BIS controls "dual-use" items that have civilian end uses but can be utilized for military or proliferation (nuclear, missile, chemical/biological warfare) applications.

Penalties For Violating Export Laws
There are civil and criminal penalties for violating U.S. export laws. Civil penalties can include: steep fines and/or loss of export privileges. Criminal penalties for willful violations currently include: possibility of imprisonment and fines of $1 million per violation or five times the value of the export, whichever is greater.

Collateral effects of violations can result in adverse publicity, exclusion from participation in U.S. Government contracts, and restrictions on importing into the United States.

Proposed bills for a new Export Administration Act recommend that civil penalties include fines of $1 million per violation for civil offenses, the greater of $10 million or 10 times the value of the export for criminal offenses, and possible life imprisonment for multiple violations or aggravated circumstances.

Export Prohibitions
Unless authorized by a U.S. export license or a license exception, it is unlawful to export or reexport an item that is subject to the Commerce Department's Export Administration Regulations (EAR) if any of the following prohibitions apply.

General Prohibition 1: No export or re-export of an item that is controlled by the U.S. Commerce Department and when the EAR states that a license is required.

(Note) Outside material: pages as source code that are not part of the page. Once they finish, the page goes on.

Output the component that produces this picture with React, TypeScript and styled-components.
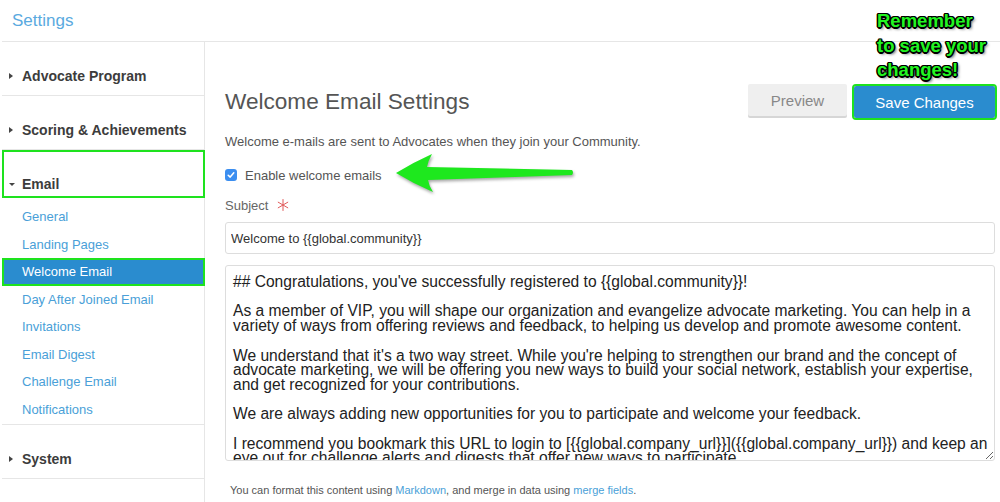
import React from "react";
import styled, { createGlobalStyle } from "styled-components";

const GlobalStyle = createGlobalStyle`
  html, body { margin: 0; padding: 0; background: #fff; height: 502px; overflow: hidden; }
  body { font-family: "Liberation Sans", Arial, Helvetica, sans-serif; color: #333; }
  * { box-sizing: border-box; }
`;

const ANNOT = "#1ee21e";
const LINK = "#4a9fd8";

const Page = styled.div`
  position: relative;
  width: 1000px;
  height: 502px;
  padding-left: 2px;
  display: flex;
  flex-direction: column;
`;

const Header = styled.header`
  height: 42px;
  flex: none;
  border-bottom: 1px solid #e6e6e6;
  display: flex;
  align-items: center;
  padding-left: 10px;
`;

const Brand = styled.div`
  font-size: 17px;
  color: #5aaae0;
  line-height: 20px;
`;

const Body = styled.div`
  flex: 1;
  display: flex;
  min-height: 0;
`;

const Sidebar = styled.nav`
  width: 203px;
  flex: none;
  border-right: 1px solid #e6e6e6;
  display: flex;
  flex-direction: column;
`;

const Section = styled.div`
  border-bottom: 1px solid #e6e6e6;
`;

const SectionHeader = styled.div<{ $outlined?: boolean }>`
  display: flex;
  align-items: flex-start;
  height: ${(p) => (p.$outlined ? 48 : 53)}px;
  padding: ${(p) => (p.$outlined ? "22px 0 0 5px" : "24px 0 0 7px")};
  ${(p) => (p.$outlined ? `border: 2px solid ${ANNOT}; margin-right: -1px;` : ``)}
`;

const HeaderLabel = styled.span`
  font-size: 14px;
  font-weight: bold;
  color: #3c3c3c;
  line-height: 20px;
  display: flex;
  align-items: center;
`;

const Caret = styled.span<{ $open?: boolean }>`
  display: inline-block;
  width: 0;
  height: 0;
  ${(p) =>
    p.$open
      ? `border-left: 3.5px solid transparent; border-right: 3.5px solid transparent; border-top: 3.5px solid #444; margin-right: 7px;`
      : `border-top: 3px solid transparent; border-bottom: 3px solid transparent; border-left: 4px solid #444; margin-right: 9px;`}
`;

const SubList = styled.ul`
  list-style: none;
  margin: 0;
  padding: 5px 0 1px 0;
`;

const SubItem = styled.li<{ $active?: boolean }>`
  height: 27.5px;
  display: flex;
  align-items: center;
  font-size: 13px;
  padding-left: 20px;
  color: ${LINK};
  ${(p) =>
    p.$active
      ? `background: #2a8ccf; color: #fff; border: 2px solid ${ANNOT}; padding-left: 18px; margin-right: -1px;`
      : ``}
`;

const Main = styled.main`
  flex: 1;
  padding: 42px 5px 0 20px;
  display: flex;
  flex-direction: column;
`;

const TitleRow = styled.div`
  display: flex;
  align-items: flex-start;
  height: 36px;
`;

const Title = styled.h1`
  margin: 0;
  flex: 1;
  font-size: 22.6px;
  font-weight: normal;
  color: #555;
  line-height: 36px;
`;

const Button = styled.button<{ $primary?: boolean }>`
  font-family: inherit;
  font-size: 15px;
  border: none;
  border-radius: 2px;
  cursor: pointer;
  height: 32px;
  ${(p) =>
    p.$primary
      ? `width: 141px; margin: 2px 0 0 7px; background: #2a8ccf; color: #fff; outline: 2px solid ${ANNOT};`
      : `width: 99px; background: #efefef; color: #888; box-shadow: 0 2px 0 #d6d6d6;`}
`;

const Description = styled.p`
  margin: 13px 0 0;
  font-size: 13px;
  line-height: 18px;
  color: #555;
`;

const CheckRow = styled.label`
  margin-top: 15px;
  display: flex;
  align-items: center;
  height: 18px;
  font-size: 13px;
  color: #555;
`;

const CheckBox = styled.span`
  width: 12px;
  height: 12px;
  border-radius: 3px;
  background: #3b8ef0;
  display: inline-flex;
  align-items: center;
  justify-content: center;
  margin: 0 8px 0 0;
`;

const FieldLabel = styled.div`
  margin-top: 12px;
  height: 18px;
  display: flex;
  align-items: center;
  font-size: 13px;
  color: #666;
  gap: 9px;
`;

const TextInput = styled.input`
  margin-top: 8px;
  height: 32px;
  width: 100%;
  border: 1px solid #ddd;
  border-radius: 3px;
  padding: 0 5px;
  font-family: inherit;
  font-size: 13px;
  color: #333;
  outline: none;
`;

const TextArea = styled.textarea`
  margin-top: 11px;
  height: 196px;
  width: 100%;
  border: 1px solid #ddd;
  border-radius: 3px;
  padding: 9px 1px 0 7px;
  font-family: "Liberation Sans", Arial, Helvetica, sans-serif;
  font-size: 15.6px;
  line-height: 14.7px;
  color: #222;
  overflow: hidden;
  resize: vertical;
  outline: none;
  white-space: pre;
`;

const Footnote = styled.p`
  margin: 22px 0 0 5px;
  font-size: 11px;
  line-height: 14px;
  color: #555;
`;

const Link = styled.a`
  color: ${LINK};
  text-decoration: none;
`;

const Annotation = styled.div`
  position: absolute;
  left: 877px;
  top: 9px;
  font-size: 18.5px;
  font-weight: bold;
  line-height: 24.5px;
  color: #22f522;
  text-shadow: -1px -1px 0 #000, 1px -1px 0 #000, -1px 1px 0 #000, 1px 1px 0 #000,
    0 1.5px 0 #000, 1.5px 0 0 #000, -1.5px 0 0 #000, 0 -1.5px 0 #000,
    2px 2px 3px rgba(0, 0, 0, 0.7);
`;

const ArrowSvg = styled.svg`
  position: absolute;
  left: 390px;
  top: 148px;
  overflow: visible;
  filter: drop-shadow(1px 2px 1.5px rgba(0, 0, 0, 0.35));
`;

const bodyText = `## Congratulations, you've successfully registered to {{global.community}}!

As a member of VIP, you will shape our organization and evangelize advocate marketing. You can help in a
variety of ways from offering reviews and feedback, to helping us develop and promote awesome content.

We understand that it's a two way street. While you're helping to strengthen our brand and the concept of
advocate marketing, we will be offering you new ways to build your social network, establish your expertise,
and get recognized for your contributions.

We are always adding new opportunities for you to participate and welcome your feedback.

I recommend you bookmark this URL to login to [{{global.company_url}}]({{global.company_url}}) and keep an
eye out for challenge alerts and digests that offer new ways to participate.`;

const subItems = [
  "General",
  "Landing Pages",
  "Welcome Email",
  "Day After Joined Email",
  "Invitations",
  "Email Digest",
  "Challenge Email",
  "Notifications",
];

export default function App() {
  return (
    <Page>
      <GlobalStyle />
      <Header>
        <Brand>Settings</Brand>
      </Header>
      <Body>
        <Sidebar>
          <Section>
            <SectionHeader>
              <HeaderLabel>
                <Caret />
                Advocate Program
              </HeaderLabel>
            </SectionHeader>
          </Section>
          <Section>
            <SectionHeader>
              <HeaderLabel>
                <Caret />
                Scoring &amp; Achievements
              </HeaderLabel>
            </SectionHeader>
          </Section>
          <Section>
            <SectionHeader $outlined>
              <HeaderLabel>
                <Caret $open />
                Email
              </HeaderLabel>
            </SectionHeader>
            <SubList>
              {subItems.map((s) => (
                <SubItem key={s} $active={s === "Welcome Email"}>
                  {s}
                </SubItem>
              ))}
            </SubList>
          </Section>
          <Section>
            <SectionHeader>
              <HeaderLabel>
                <Caret />
                System
              </HeaderLabel>
            </SectionHeader>
          </Section>
        </Sidebar>
        <Main>
          <TitleRow>
            <Title>Welcome Email Settings</Title>
            <Button>Preview</Button>
            <Button $primary>Save Changes</Button>
          </TitleRow>
          <Description>
            Welcome e-mails are sent to Advocates when they join your Community.
          </Description>
          <CheckRow>
            <CheckBox>
              <svg width="8" height="8" viewBox="0 0 8 8">
                <path d="M1.2 4.2 L3.2 6.1 L6.8 1.8" fill="none" stroke="#fff" strokeWidth="1.5" strokeLinecap="round" strokeLinejoin="round" />
              </svg>
            </CheckBox>
            Enable welcome emails
          </CheckRow>
          <FieldLabel>
            Subject
            <svg width="12" height="12" viewBox="0 0 12 12">
              <g stroke="#e05a5a" strokeWidth="1" strokeLinecap="round">
                <line x1="6" y1="0.5" x2="6" y2="11.5" />
                <line x1="1.2" y1="3.2" x2="10.8" y2="8.8" />
                <line x1="1.2" y1="8.8" x2="10.8" y2="3.2" />
              </g>
            </svg>
          </FieldLabel>
          <TextInput defaultValue="Welcome to {{global.community}}" />
          <TextArea defaultValue={bodyText} wrap="off" />
          <Footnote>
            You can format this content using <Link>Markdown</Link>, and merge in data using{" "}
            <Link>merge fields</Link>.
          </Footnote>
        </Main>
      </Body>
      <Annotation>
        Remember
        <br />
        to save your
        <br />
        changes!
      </Annotation>
      <ArrowSvg width="190" height="50" viewBox="390 148 190 50">
        <path
          d="M396 173 Q414 162 432 154 Q428 161 427 167 L572 170 Q574 172.5 572 175 L428 180 Q429 186 433 192 Q414 184 396 173 Z"
          fill="#1ee81e"
        />
      </ArrowSvg>
    </Page>
  );
}
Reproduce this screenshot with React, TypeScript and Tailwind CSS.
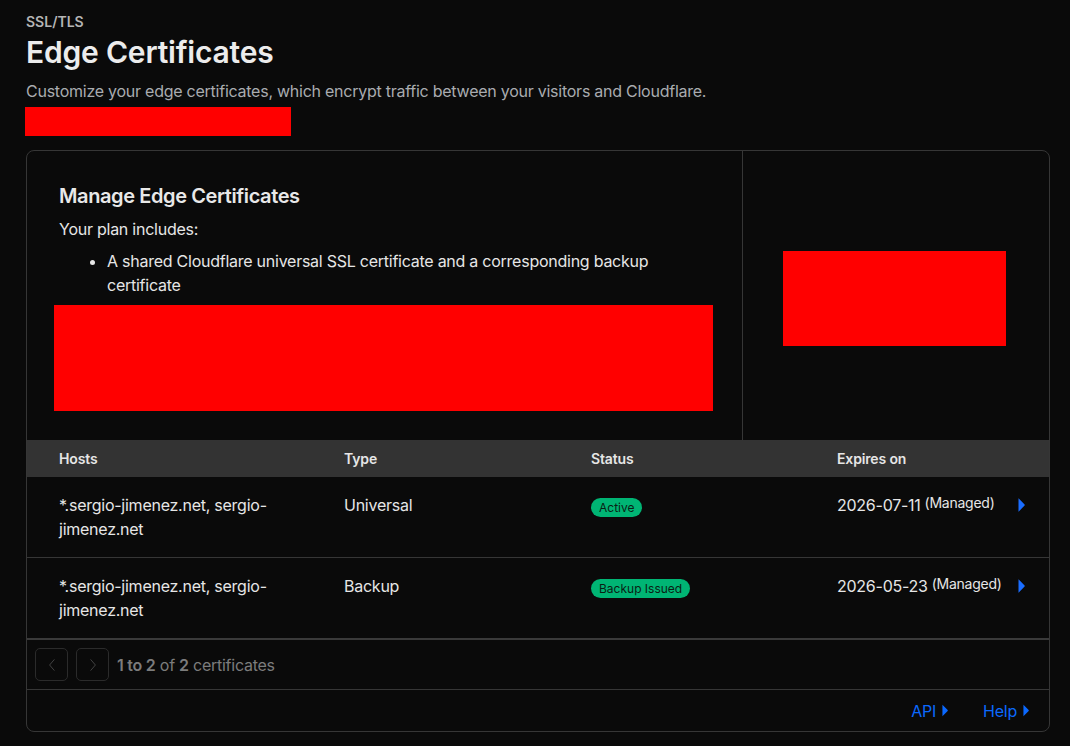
import React from "react";

const rows = [
  { hosts: "*.sergio-jimenez.net, sergio-jimenez.net", type: "Universal", status: "Active", date: "2026-07-11" },
  { hosts: "*.sergio-jimenez.net, sergio-jimenez.net", type: "Backup", status: "Backup Issued", date: "2026-05-23" },
];

function Caret({ className }: { className?: string }) {
  return (
    <svg viewBox="0 0 7 14" className={className} fill="currentColor">
      <path d="M0.5 0.5 Q0 0 0.8 0.6 L6.6 6.4 Q7 7 6.6 7.6 L0.8 13.4 Q0 14 0.5 13.5 Z" />
    </svg>
  );
}

export default function App() {
  return (
    <div
      className="min-h-[746px] bg-[#0a0a0a] text-[#e6e6e6] pl-[26px] pr-[20px] pt-[12px] pb-[14px] tracking-[-0.25px]"
      style={{ fontFamily: "Inter, 'Noto Sans', sans-serif" }}
    >
      <div className="text-[14px] font-semibold text-[#b5b5b5] leading-[20px] tracking-normal">SSL/TLS</div>
      <h1 className="text-[30px] font-semibold leading-[40px] text-[#ececec] tracking-[-0.2px]">Edge Certificates</h1>
      <p className="mt-[8px] text-[16px] leading-[22px] text-[#a9acb0]">
        Customize your edge certificates, which encrypt traffic between your visitors and Cloudflare.
      </p>
      <div className="mt-[5px] ml-[-1px] h-[29px] w-[266px] bg-[#ff0000]" />

      <div className="mt-[14px] rounded-[8px] border border-[#363636] overflow-hidden">
        <div className="flex h-[289px]">
          <div className="w-[716px] border-r border-[#363636] pl-[32px] pr-[29px] pt-[32px]">
            <h2 className="text-[20px] font-semibold leading-[26px] text-[#e8e8e8] tracking-[-0.4px]">
              Manage Edge Certificates
            </h2>
            <p className="mt-[8px] text-[16px] leading-[24px]">Your plan includes:</p>
            <ul className="mt-[8px] list-disc pl-[48px] text-[16px] leading-[24px]">
              <li>A shared Cloudflare universal SSL certificate and a corresponding backup certificate</li>
            </ul>
            <div className="mt-[8px] ml-[-5px] h-[106px] w-[659px] bg-[#ff0000]" />
          </div>
          <div className="flex-1 flex items-center justify-center">
            <div className="mt-[6px] ml-[-4px] h-[95px] w-[223px] bg-[#ff0000]" />
          </div>
        </div>

        <div className="grid grid-cols-[285px_247px_246px_1fr] h-[37px] items-center bg-[#333333] pl-[32px] text-[14px] font-semibold tracking-[-0.15px]">
          <div>Hosts</div>
          <div>Type</div>
          <div>Status</div>
          <div>Expires on</div>
        </div>

        {rows.map((r, i) => (
          <div
            key={i}
            className={`grid grid-cols-[285px_247px_246px_1fr] pl-[32px] pr-[24px] py-[16px] text-[16px] leading-[24px] ${
              i === 0 ? "border-b border-[#363636]" : "border-b-2 border-[#3a3a3a]"
            }`}
          >
            <div className="pr-[60px]">{r.hosts}</div>
            <div>{r.type}</div>
            <div className="pt-[4px] leading-[19px]">
              <span className="inline-block rounded-full bg-[#00b574] px-[8px] text-[12px] leading-[19px] text-[#0a1f15] tracking-normal">
                {r.status}
              </span>
            </div>
            <div className="flex items-start justify-between">
              <div className="whitespace-nowrap">
                {r.date}
                <span className="ml-[4px] align-top text-[14px] leading-[20px]">(Managed)</span>
              </div>
              <Caret className="mt-[5px] h-[14px] w-[7px] shrink-0 text-[#1a6dff]" />
            </div>
          </div>
        ))}

        <div className="flex h-[50px] items-center gap-[8px] border-b border-[#363636] pl-[8px]">
          <button className="flex h-[33px] w-[33px] items-center justify-center rounded-[5px] border border-[#2b2b2b] text-[#454545]">
            <svg viewBox="0 0 10 16" className="h-[14px] w-[8px]" fill="none" stroke="currentColor" strokeWidth="1.2">
              <path d="M8 1 L2 8 L8 15" />
            </svg>
          </button>
          <button className="flex h-[33px] w-[33px] items-center justify-center rounded-[5px] border border-[#2b2b2b] text-[#454545]">
            <svg viewBox="0 0 10 16" className="h-[14px] w-[8px]" fill="none" stroke="currentColor" strokeWidth="1.2">
              <path d="M2 1 L8 8 L2 15" />
            </svg>
          </button>
          <span className="text-[16px] text-[#7c7c7c]">
            <b className="font-semibold">1 to 2</b> of <b className="font-semibold">2</b> certificates
          </span>
        </div>

        <div className="flex h-[41px] items-center justify-end gap-[35px] pr-[20px] text-[16px] text-[#0b69ff]">
          <span className="flex items-center gap-[6px]">
            API
            <Caret className="h-[13px] w-[6px] shrink-0" />
          </span>
          <span className="flex items-center gap-[6px]">
            Help
            <Caret className="h-[13px] w-[6px] shrink-0" />
          </span>
        </div>
      </div>
    </div>
  );
}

General Prohibition 2: No export of any item made outside the U.S. that incorporates U.S. - origin commodities, software, or technology that is controlled to the export destination if that item:

• incorporates more than the de minimis amount of controlled U.S. content as defined in the EAR.
• is controlled for a reason indicated in the applicable export control classification number AND
• is shipping to a destination that would require an export license as shown in the country chart of the EAR

General Prohibition 3: No export of an item manufactured abroad to Cuba, Libya, or a destination in Country Group D:1 (Supplement No. 1 to part 740 of the EAR) if the item:

• is the direct product of technology or software that requires a written letter of assurance AND is subject to national security controls as stated in the EAR
• is subject to national security controls AND is the direct product of a plant or component of a plant, where the plant or component is a direct product of technology that requires a letter of assurance

General Prohibition 4: No export in violation of a denial order issued under part 766 of the EAR.

General Prohibition 5: Under the Enhanced Proliferation Control Initiative, export to an end user or for an end use involving nuclear, missile, or chemical biological weaponry (as defined in part 744 of the EAR) is prohibited unless authorized by the U.S. Government. This prohibition is triggered if you "know" or even "have reason to know" of such end users or uses.

General Prohibition 6: No Export to Embargoed Countries

General Prohibition 7: No assistance with activities (e.g. financing, contracting, service, support) that promote proliferation of nuclear, missile, or chemical biological weaponry as defined in part 744 of the EAR.

No rendering of technical assistance to persons outside the U.S. to develop or manufacture outside the U.S. certain encryption items as identified in the EAR.

General Prohibition 8: No export through or in transit through Albania, Armenia, Azerbaijan, Belarus, Bulgaria, Cambodia, Cuba, Estonia, Georgia, Kazakhstan, Kyrgyzstan, Laos, Latvia, Lithuania, Mongolia, North Korea, Russia, Tajikistan, Turkmenistan, Ukraine, Uzbekistan, Vietnam.

General Prohibition 9: No violation of orders, terms, or conditions of a license or license exception.

General Prohibition 10: No sale, transfer, export, reexport, financing, order, purchase, loan, or servicing of any item subject to the EAR with knowledge that a violation of the EAR, order, license, license authorization has occurred, is about to occur, or is intended to occur.

*This summary of the export prohibitions is intended as a general resource but should not be taken as official legal authority. For full, current, official regulatory details, consult the U.S. Export Administration Regulations (15 CFR Parts 730-774).